I always imagined Henry the Third as looking and behaving like Eddie the whiskery Jack Russell in Frasier. eddieI wanted him to be friendly but not overly excitable, small so that he could be carried, loyal, protective and intelligent. Although he is of course crucial to the plot, he has no self awareness and is simply doing what dogs do, so there was no need to give him much depth of character. I’m still rather fond of him though.


Pam the dog lady was a little trickier to create. I wanted a homeless woman rather than a man, as I thought it would be easier to believe that Debbie would converse with a mysterious woman than a strange man. The resemblance to her Mum was included to make her even more approachable and attractive. Her letter at the end was deliberately written in a style to show that despite her lifestyle, she was intelligent, articulate and kind.

The peripheral male characters, Dad, Mark and Jon are, I admit, sparsely drawn but hopefully realistic enough to serve their purpose of moving the story along and/or the exposition of relevant past events.

The Plot

In my early musings about the plot I contemplated making Pam the long lost mother, returned to help the daughter she had abandoned.  But this seemed too bleak and emotionally complicated – forgiveness and redemption would be more difficult to dispense for someone who left  a young family, to live on the streets.  I also considered turning her into the mother’s ghost, but it would not have made sense to have had three life-saving events as both Dad and Mark would have recognised their wife/mother at the time of their own salvation.  This was also why Pam herself did not openly act as Guardian Angel and why I employed a succession of dogs to help save the Moffats. It seemed more believable that they would not have made a big deal of it at the time if individually they had thought that a dog had somehow stopped helped them.   And I liked the sound of “Henry the Third” as a name!

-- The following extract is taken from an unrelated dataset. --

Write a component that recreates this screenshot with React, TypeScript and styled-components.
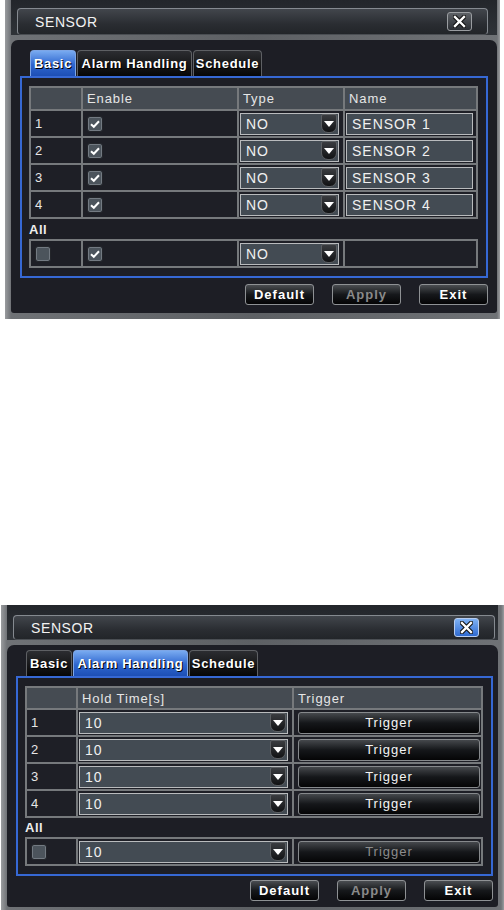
import React from "react";
import styled, { createGlobalStyle } from "styled-components";

const GlobalStyle = createGlobalStyle`
  html, body { margin: 0; padding: 0; background: #ffffff; }
  body { font-family: "Liberation Sans", Arial, sans-serif; }
`;

const Page = styled.div`
  width: 504px;
  height: 910px;
  display: flex;
  flex-direction: column;
  overflow: hidden;
`;

const Frame = styled.div<{ $left: number; $top: number; $width: number; $padR: number; $padB: number }>`
  margin-left: ${p => p.$left}px;
  margin-top: ${p => p.$top}px;
  width: ${p => p.$width}px;
  box-sizing: border-box;
  padding: 0 ${p => p.$padR}px ${p => p.$padB}px 6px;
  background: linear-gradient(90deg, #9a9c9f 0, #6f7276 6px, #5d6064 50%, #6f7276 calc(100% - 3px), #9a9c9f 100%);
  display: flex;
  flex-direction: column;
`;

const Header = styled.div<{ $padT: number; $padR: number }>`
  padding: ${p => p.$padT}px ${p => p.$padR}px 0 6px;
  background: linear-gradient(#23262b, #2f3338);
`;

const TitleBar = styled.div<{ $h: number }>`
  height: ${p => p.$h}px;
  box-sizing: border-box;
  border: 1px solid #858a90;
  border-bottom-color: #4a4e53;
  border-radius: 4px;
  background: linear-gradient(#42464c, #2a2d32 60%, #222529);
  display: flex;
  align-items: center;
  justify-content: space-between;
  padding: 0 15px 0 17px;
  color: #f2f2f2;
  font-size: 14px;
  letter-spacing: 0.6px;
`;

const CloseBtn = styled.div<{ $blue?: boolean }>`
  width: 25px;
  height: 19px;
  box-sizing: border-box;
  border: 1px solid ${p => (p.$blue ? "#b8cdf0" : "#9a9da1")};
  border-radius: 3px;
  background: ${p =>
    p.$blue ? "linear-gradient(#7fb2f5, #2f6ad0)" : "linear-gradient(#5d6166, #2b2e33)"};
  display: flex;
  align-items: center;
  justify-content: center;
`;

const Body = styled.div<{ $padT: number; $padR: number; $padB: number }>`
  margin-top: 5px;
  background: #1d1e25;
  border-radius: 7px 7px 3px 3px;
  padding: ${p => p.$padT}px ${p => p.$padR}px ${p => p.$padB}px 9px;
  display: flex;
  flex-direction: column;
`;

const TabRow = styled.div`
  display: flex;
  gap: 1px;
  padding-left: 10px;
`;

const Tab = styled.div<{ $active?: boolean; $w: number }>`
  width: ${p => p.$w}px;
  height: 26px;
  box-sizing: border-box;
  border: 1px solid ${p => (p.$active ? "#7ea6e6" : "#5e6064")};
  border-bottom: none;
  border-radius: 4px 4px 0 0;
  background: ${p =>
    p.$active ? "linear-gradient(#78aaf0, #2e66cf 55%, #1d4fb5)" : "linear-gradient(#2c2d31, #060606)"};
  color: #ffffff;
  font-size: 13px;
  font-weight: bold;
  letter-spacing: 0.7px;
  white-space: nowrap;
  display: flex;
  align-items: center;
  justify-content: center;
  text-shadow: 1px 1px 0 #000;
`;

const BlueBox = styled.div`
  border: 2px solid #3668d4;
  padding: 8px 8px 8px 7px;
`;

const Grid = styled.div<{ $cols: string; $headH?: number }>`
  display: grid;
  grid-template-columns: ${p => p.$cols};
  ${p => (p.$headH ? `grid-template-rows: ${p.$headH}px;` : "")}
  grid-auto-rows: 25px;
  gap: 2px;
  padding: 2px;
  background: #76797c;
`;

const Cell = styled.div<{ $head?: boolean }>`
  background: ${p => (p.$head ? "#454b52" : "#1e1f26")};
  display: flex;
  align-items: center;
  padding-left: 4px;
  color: #e6e6e6;
  font-size: 13px;
  letter-spacing: 0.9px;
  min-width: 0;
`;

const AllLabel = styled.div<{ $h: number }>`
  height: ${p => p.$h}px;
  display: flex;
  align-items: center;
  color: #eeeeee;
  font-size: 13px;
  font-weight: bold;
  letter-spacing: 0.5px;
`;

const Check = styled.span`
  width: 16px;
  height: 16px;
  box-sizing: border-box;
  border: 1px solid #23252a;
  border-radius: 3px;
  background: #4c545c;
  box-shadow: inset 0 0 0 1px #737a82;
  display: flex;
  align-items: center;
  justify-content: center;
`;

const Field = styled.div<{ $h: number; $mr: number }>`
  flex: 1;
  height: ${p => p.$h}px;
  box-sizing: border-box;
  margin: 0 ${p => p.$mr}px 0 -3px;
  border: 1px solid #b9bbbd;
  background: #434b53;
  display: flex;
  align-items: center;
  justify-content: space-between;
  padding-left: 5px;
  color: #f0f0f0;
  font-size: 14px;
  letter-spacing: 1px;
`;

const DropBtn = styled.span`
  width: 16px;
  height: 19px;
  box-sizing: border-box;
  margin-right: 1px;
  border: 1px solid #5b5e62;
  border-radius: 2px 2px 7px 7px;
  background: linear-gradient(#3a3c40, #111214);
  display: flex;
  align-items: center;
  justify-content: center;
`;

const TriggerBtn = styled.div<{ $disabled?: boolean }>`
  flex: 1;
  height: 22px;
  box-sizing: border-box;
  margin-right: 1px;
  border: 1px solid #86898c;
  border-radius: 3px;
  background: linear-gradient(#45484c, #15171a 50%, #050506);
  color: ${p => (p.$disabled ? "#8c8c8c" : "#f4f4f4")};
  font-size: 13px;
  letter-spacing: 1px;
  display: flex;
  align-items: center;
  justify-content: center;
`;

const Footer = styled.div<{ $mt: number; $padR: number }>`
  margin-top: ${p => p.$mt}px;
  padding-right: ${p => p.$padR}px;
  display: flex;
  justify-content: flex-end;
  gap: 18px;
`;

const Button = styled.div<{ $disabled?: boolean }>`
  width: 69px;
  height: 21px;
  box-sizing: border-box;
  border: 1px solid #8e9194;
  border-radius: 3px;
  background: linear-gradient(#4a4d51, #16181b 50%, #040405);
  color: ${p => (p.$disabled ? "#8a8a8a" : "#ffffff")};
  font-size: 13px;
  font-weight: bold;
  letter-spacing: 1px;
  display: flex;
  align-items: center;
  justify-content: center;
`;

const CloseIcon = () => (
  <svg width="13" height="13" viewBox="0 0 13 13">
    <path d="M2 2 L11 11 M11 2 L2 11" stroke="#111" strokeWidth="4.5" strokeLinecap="square" />
    <path d="M2 2 L11 11 M11 2 L2 11" stroke="#fff" strokeWidth="2.4" strokeLinecap="square" />
  </svg>
);

const Tick = () => (
  <svg width="12" height="12" viewBox="0 0 12 12">
    <path d="M2 6.2 L4.8 8.8 L10 3.2" fill="none" stroke="#fff" strokeWidth="2" />
  </svg>
);

const Arrow = () => (
  <svg width="10" height="8" viewBox="0 0 10 8">
    <polygon points="0,1 10,1 5,7" fill="#fff" />
  </svg>
);

const CheckBox = ({ checked }: { checked?: boolean }) => <Check>{checked && <Tick />}</Check>;

const Select = ({ value }: { value: string }) => (
  <Field $h={22} $mr={4}>
    {value}
    <DropBtn>
      <Arrow />
    </DropBtn>
  </Field>
);

type DialogProps = {
  left: number;
  top: number;
  width: number;
  frameR: number;
  frameB: number;
  titleT: number;
  titleR: number;
  titleH: number;
  blueClose?: boolean;
  bodyT: number;
  bodyR: number;
  bodyB: number;
  active: number;
  footerMt: number;
  footerR: number;
  children: React.ReactNode;
};

const Dialog = (p: DialogProps) => (
  <Frame $left={p.left} $top={p.top} $width={p.width} $padR={p.frameR} $padB={p.frameB}>
    <Header $padT={p.titleT} $padR={p.titleR}>
      <TitleBar $h={p.titleH}>
        SENSOR
        <CloseBtn $blue={p.blueClose}>
          <CloseIcon />
        </CloseBtn>
      </TitleBar>
    </Header>
    <Body $padT={p.bodyT} $padR={p.bodyR} $padB={p.bodyB}>
      <TabRow>
        <Tab $w={46} $active={p.active === 0}>Basic</Tab>
        <Tab $w={115} $active={p.active === 1}>Alarm Handling</Tab>
        <Tab $w={69} $active={p.active === 2}>Schedule</Tab>
      </TabRow>
      <BlueBox>{p.children}</BlueBox>
      <Footer $mt={p.footerMt} $padR={p.footerR}>
        <Button>Default</Button>
        <Button $disabled>Apply</Button>
        <Button>Exit</Button>
      </Footer>
    </Body>
  </Frame>
);

const basicCols = "50px 154px 104px 131px";
const alarmCols = "49px 214px 187px";
const sensors = [1, 2, 3, 4];

export default function App() {
  return (
    <Page>
      <GlobalStyle />
      <Dialog
        left={5} top={0} width={495} frameR={3} frameB={6}
        titleT={8} titleR={9} titleH={27}
        bodyT={10} bodyR={9} bodyB={8} active={0} footerMt={6} footerR={0}
      >
        <Grid $cols={basicCols} $headH={21}>
          <Cell $head />
          <Cell $head>Enable</Cell>
          <Cell $head>Type</Cell>
          <Cell $head>Name</Cell>
          {sensors.map(n => (
            <React.Fragment key={n}>
              <Cell>{n}</Cell>
              <Cell><CheckBox checked /></Cell>
              <Cell><Select value="NO" /></Cell>
              <Cell><Field $h={22} $mr={3}>SENSOR {n}</Field></Cell>
            </React.Fragment>
          ))}
        </Grid>
        <AllLabel $h={20}>All</AllLabel>
        <Grid $cols={basicCols}>
          <Cell><CheckBox /></Cell>
          <Cell><CheckBox checked /></Cell>
          <Cell><Select value="NO" /></Cell>
          <Cell />
        </Grid>
      </Dialog>

      <Dialog
        left={1} top={286} width={503} frameR={6} frameB={4}
        titleT={10} titleR={3} titleH={25} blueClose
        bodyT={5} bodyR={5} bodyB={6} active={1} footerMt={4} footerR={0}
      >
        <Grid $cols={alarmCols} $headH={20}>
          <Cell $head />
          <Cell $head>Hold Time[s]</Cell>
          <Cell $head>Trigger</Cell>
          {sensors.map(n => (
            <React.Fragment key={n}>
              <Cell>{n}</Cell>
              <Cell><Select value="10" /></Cell>
              <Cell><TriggerBtn>Trigger</TriggerBtn></Cell>
            </React.Fragment>
          ))}
        </Grid>
        <AllLabel $h={19}>All</AllLabel>
        <Grid $cols={alarmCols}>
          <Cell><CheckBox /></Cell>
          <Cell><Select value="10" /></Cell>
          <Cell><TriggerBtn $disabled>Trigger</TriggerBtn></Cell>
        </Grid>
      </Dialog>
    </Page>
  );
}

I hesitated for a long time as to whether to include Debbie’s childlessness in the story at all, but I wanted something else to make the dog lady mysterious and magical and to add a final little twist to the tail. It seemed like a good way to round off the story; Pam dies, somehow knowing that Henry the Third saved not only Debbie but her longed for  unborn child. It is almost like her parting Christmas gift.

I thoroughly enjoyed engineering this story and have been delighted with the emotional impact it has had on some of my readers. It’s the greatest compliment I could wish for. Not entirely sure what I’m going to write next but will endeavour to entertain you again.

Happy New Year!

P.S. If you are feeling generous or inspired then I recommend you make a donation to either of these two UK homeless charities.

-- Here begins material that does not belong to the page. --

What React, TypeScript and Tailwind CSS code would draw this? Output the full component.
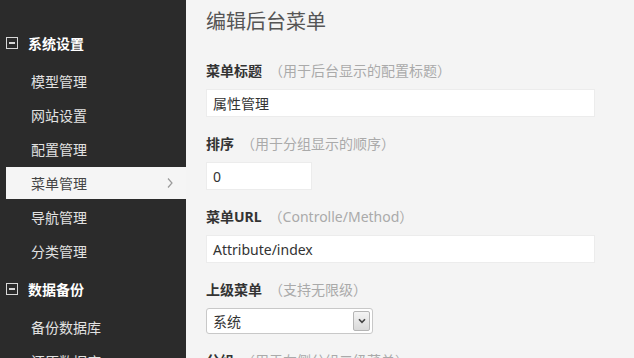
import React from "react";

const font = { fontFamily: '"Noto Sans", "Noto Sans CJK SC", sans-serif' };

function Minus() {
  return (
    <span className="flex h-[12px] w-[12px] items-center justify-center border-[1.5px] border-[#d8d8d8]">
      <span className="h-[1.5px] w-[6px] bg-[#d8d8d8]" />
    </span>
  );
}

function Header({ label }: { label: string }) {
  return (
    <div className="flex h-[42px] items-center pl-[6px]">
      <Minus />
      <span className="ml-[10px] text-[14px] font-bold text-white">{label}</span>
    </div>
  );
}

function Item({ label, active }: { label: string; active?: boolean }) {
  if (active) {
    return (
      <div className="flex h-[34px] items-center py-[1px] pl-[6px]">
        <div className="flex h-full w-full items-center justify-between bg-[#f5f5f5] pl-[25px] pr-[12px]">
          <span className="text-[14px] text-[#444]">{label}</span>
          <svg width="8" height="12" viewBox="0 0 8 12" fill="none">
            <path d="M2 1.5 L6 6 L2 10.5" stroke="#9a9a9a" strokeWidth="1.2" />
          </svg>
        </div>
      </div>
    );
  }
  return (
    <div className="flex h-[34px] items-center pl-[31px]">
      <span className="text-[14px] text-[#e2e2e2]">{label}</span>
    </div>
  );
}

function Label({ title, hint }: { title: string; hint: string }) {
  return (
    <div className="mb-[8px] flex h-[20px] items-center text-[14px] leading-[20px]">
      <span className="font-bold text-[#333]">{title}</span>
      <span className="ml-[7px] text-[#aaa]">{hint}</span>
    </div>
  );
}

export default function App() {
  return (
    <div className="flex h-[358px] w-full overflow-hidden bg-[#f4f4f4]" style={font}>
      <aside className="w-[186px] shrink-0 bg-[#2b2b2b] pt-[22px]">
        <Header label="系统设置" />
        <Item label="模型管理" />
        <Item label="网站设置" />
        <Item label="配置管理" />
        <Item label="菜单管理" active />
        <Item label="导航管理" />
        <Item label="分类管理" />
        <Header label="数据备份" />
        <Item label="备份数据库" />
        <Item label="还原数据库" />
      </aside>
      <main className="flex-1 pl-[20px] pt-[8px]">
        <h1 className="mb-[25px] text-[20px] font-normal leading-[28px] text-[#555]">编辑后台菜单</h1>

        <Label title="菜单标题" hint="（用于后台显示的配置标题）" />
        <div className="mb-[17px] flex h-[28px] w-[389px] items-center border border-[#ececec] bg-white pl-[6px] text-[14px] text-[#333]">
          属性管理
        </div>

        <Label title="排序" hint="（用于分组显示的顺序）" />
        <div className="mb-[17px] flex h-[28px] w-[106px] items-center border border-[#ececec] bg-white pl-[6px] text-[14px] text-[#333]">
          0
        </div>

        <Label title="菜单URL" hint="（Controlle/Method）" />
        <div className="mb-[17px] flex h-[28px] w-[389px] items-center border border-[#ececec] bg-white pl-[6px] text-[14px] text-[#333]">
          Attribute/index
        </div>

        <Label title="上级菜单" hint="（支持无限级）" />
        <div className="mb-[17px] flex h-[26px] w-[167px] items-center justify-between rounded-[3px] border border-[#c8c8c8] bg-white pl-[6px] pr-[2px] text-[14px] text-[#333]">
          <span>系统</span>
          <span className="flex h-[20px] w-[17px] items-center justify-center rounded-[2px] border border-[#b5b5b5] bg-gradient-to-b from-[#f4f4f4] to-[#d9d9d9]">
            <svg width="8" height="6" viewBox="0 0 8 6" fill="none">
              <path d="M1 1.2 L4 4.4 L7 1.2" stroke="#444" strokeWidth="1.6" />
            </svg>
          </span>
        </div>

        <Label title="分组" hint="（用于左侧分组二级菜单）" />
      </main>
    </div>
  );
}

Party Animal: Reflections (or post mortem?)

Having finally posted my first short story last week I  thought I might offer up my a few thoughts and observations about the actual process of writing it. If you haven’t read “Party Animal” yet,  scroll down to the previous post and do so first to avoid spoilers!

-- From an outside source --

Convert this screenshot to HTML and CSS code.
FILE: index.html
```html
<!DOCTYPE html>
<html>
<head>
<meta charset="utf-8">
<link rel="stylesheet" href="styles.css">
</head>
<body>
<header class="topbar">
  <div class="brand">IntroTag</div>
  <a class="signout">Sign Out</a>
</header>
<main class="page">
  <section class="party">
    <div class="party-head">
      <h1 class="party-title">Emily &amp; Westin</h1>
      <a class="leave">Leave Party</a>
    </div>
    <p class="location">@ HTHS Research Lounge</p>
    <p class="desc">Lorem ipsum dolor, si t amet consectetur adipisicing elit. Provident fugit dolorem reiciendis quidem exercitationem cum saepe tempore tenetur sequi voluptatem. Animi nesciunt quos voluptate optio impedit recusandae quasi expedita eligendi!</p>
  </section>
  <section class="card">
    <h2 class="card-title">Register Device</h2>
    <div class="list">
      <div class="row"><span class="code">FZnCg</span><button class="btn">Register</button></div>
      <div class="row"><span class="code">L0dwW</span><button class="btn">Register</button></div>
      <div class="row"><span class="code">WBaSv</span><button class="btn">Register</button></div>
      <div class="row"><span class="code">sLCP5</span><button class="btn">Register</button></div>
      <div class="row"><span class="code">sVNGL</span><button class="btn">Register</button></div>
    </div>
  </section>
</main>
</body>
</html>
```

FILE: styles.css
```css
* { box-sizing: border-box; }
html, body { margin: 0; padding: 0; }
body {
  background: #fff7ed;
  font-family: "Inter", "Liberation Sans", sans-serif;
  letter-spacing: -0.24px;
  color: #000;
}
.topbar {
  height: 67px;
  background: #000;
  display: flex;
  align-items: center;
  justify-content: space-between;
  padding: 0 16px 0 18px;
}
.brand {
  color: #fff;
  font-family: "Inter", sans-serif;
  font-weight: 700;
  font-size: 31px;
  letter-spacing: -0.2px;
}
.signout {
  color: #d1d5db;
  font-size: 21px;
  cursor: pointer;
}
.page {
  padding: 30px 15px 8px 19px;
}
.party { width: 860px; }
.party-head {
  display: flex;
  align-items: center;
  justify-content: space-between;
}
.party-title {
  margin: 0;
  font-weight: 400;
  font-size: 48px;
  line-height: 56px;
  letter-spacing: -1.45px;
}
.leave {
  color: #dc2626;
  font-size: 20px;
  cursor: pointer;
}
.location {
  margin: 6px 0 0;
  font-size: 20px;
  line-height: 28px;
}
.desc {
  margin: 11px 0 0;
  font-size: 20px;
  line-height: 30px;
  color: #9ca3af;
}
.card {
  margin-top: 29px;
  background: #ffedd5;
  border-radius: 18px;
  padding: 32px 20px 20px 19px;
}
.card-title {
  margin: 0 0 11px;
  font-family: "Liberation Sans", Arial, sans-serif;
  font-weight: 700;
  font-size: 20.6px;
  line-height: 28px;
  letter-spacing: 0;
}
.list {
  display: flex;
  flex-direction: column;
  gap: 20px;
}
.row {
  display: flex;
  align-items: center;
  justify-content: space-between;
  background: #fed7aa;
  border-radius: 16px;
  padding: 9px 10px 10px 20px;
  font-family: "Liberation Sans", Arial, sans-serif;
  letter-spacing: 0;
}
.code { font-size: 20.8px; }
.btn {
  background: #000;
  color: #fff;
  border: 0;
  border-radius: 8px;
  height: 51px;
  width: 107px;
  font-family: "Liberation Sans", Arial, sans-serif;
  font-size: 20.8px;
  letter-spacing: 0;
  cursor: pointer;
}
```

  1. Writing fiction is much harder than writing memoirs and general brain dumps … Coming up with an idea and a narrative arc with a beginning, middle and end is tough. I know that the plot of “Party Animal” was not particularly original but I wanted the experience of writing a short story and was inspired by all of the unavoidable  pre-Halloween hype. Hopefully the variation on an old plot was told well enough to be worth reading still.
  2. He said, she said… I struggled with the dialogue. My hubby thought that it was quite good and “naturalistic” but it didn’t feel that way writing it. For a start I had to remind myself of the basic grammatical rules for writing speech and more than once had to grab the nearest novel to see how it was done. I suspect that dialogue is one of those writing muscles that I need to exercise and that the reason I found it so hard is because it doesn’t generally come up much in the writing I do for my day job. Reports, presentations, instructions and business comms messages have to be factual, objective and unambiguous so I’m  bit rusty on the whole written conversation thing  :-/
  3. Exposition and loose ends… Another thing that I wrestled with was how much I should spoon-feed the reader and how much I ought to leave them to ponder. Being an anally retentive sort of person I have a pet hate for loose threads and (continuing the metaphor if I may) I tied myself in knots several times trying to ensure that I didn’t leave the reader saying “hang on a minute, you mentioned this earlier and now there’s no explanation”. For example, I felt that I had to conclude the problem of  the lost report at the beginning which sets the scene for her bad day, and to mention what happens to her clothing during the metamorphosis etc.  Tiny and seemingly irrelevant details but these are the sort of things that wind me up whether I’m reading, or watching a film…anyone else really bugged by the lack of explanation as to how the hell James Bond survived being shot and then falling a hundred feet off a bridge in “Skyfall”???  I can still spot a half dozen little things in “Party Animal” that I failed to explain properly. Maybe it doesn’t matter. Maybe I should trust the reader to plug the gaps. I’d be interested to know what you think – is it just my obsessive compulsive tidiness or do loose ends bug you too? Which of mine did you spot?
  4. It all takes much longer than I thought… My story was only around 2500 words long but it took me an age and I missed my target publication date by 4 days.  I had wanted to post it just before Halloween but working full time and trying to write in between maintaining a family life and managing domestic admin in the evenings and at weekends is not easy. Excuses, excuses. Next time I will set myself a more realistic deadline.

Having said all of that, it was still fun to write and a great learning experience. If I can come up with any more ideas for a good yarn I will definitely have another go. In the interim I have a backlog of other stuff to write about first and lots of research to do so I’d better get a wriggle on.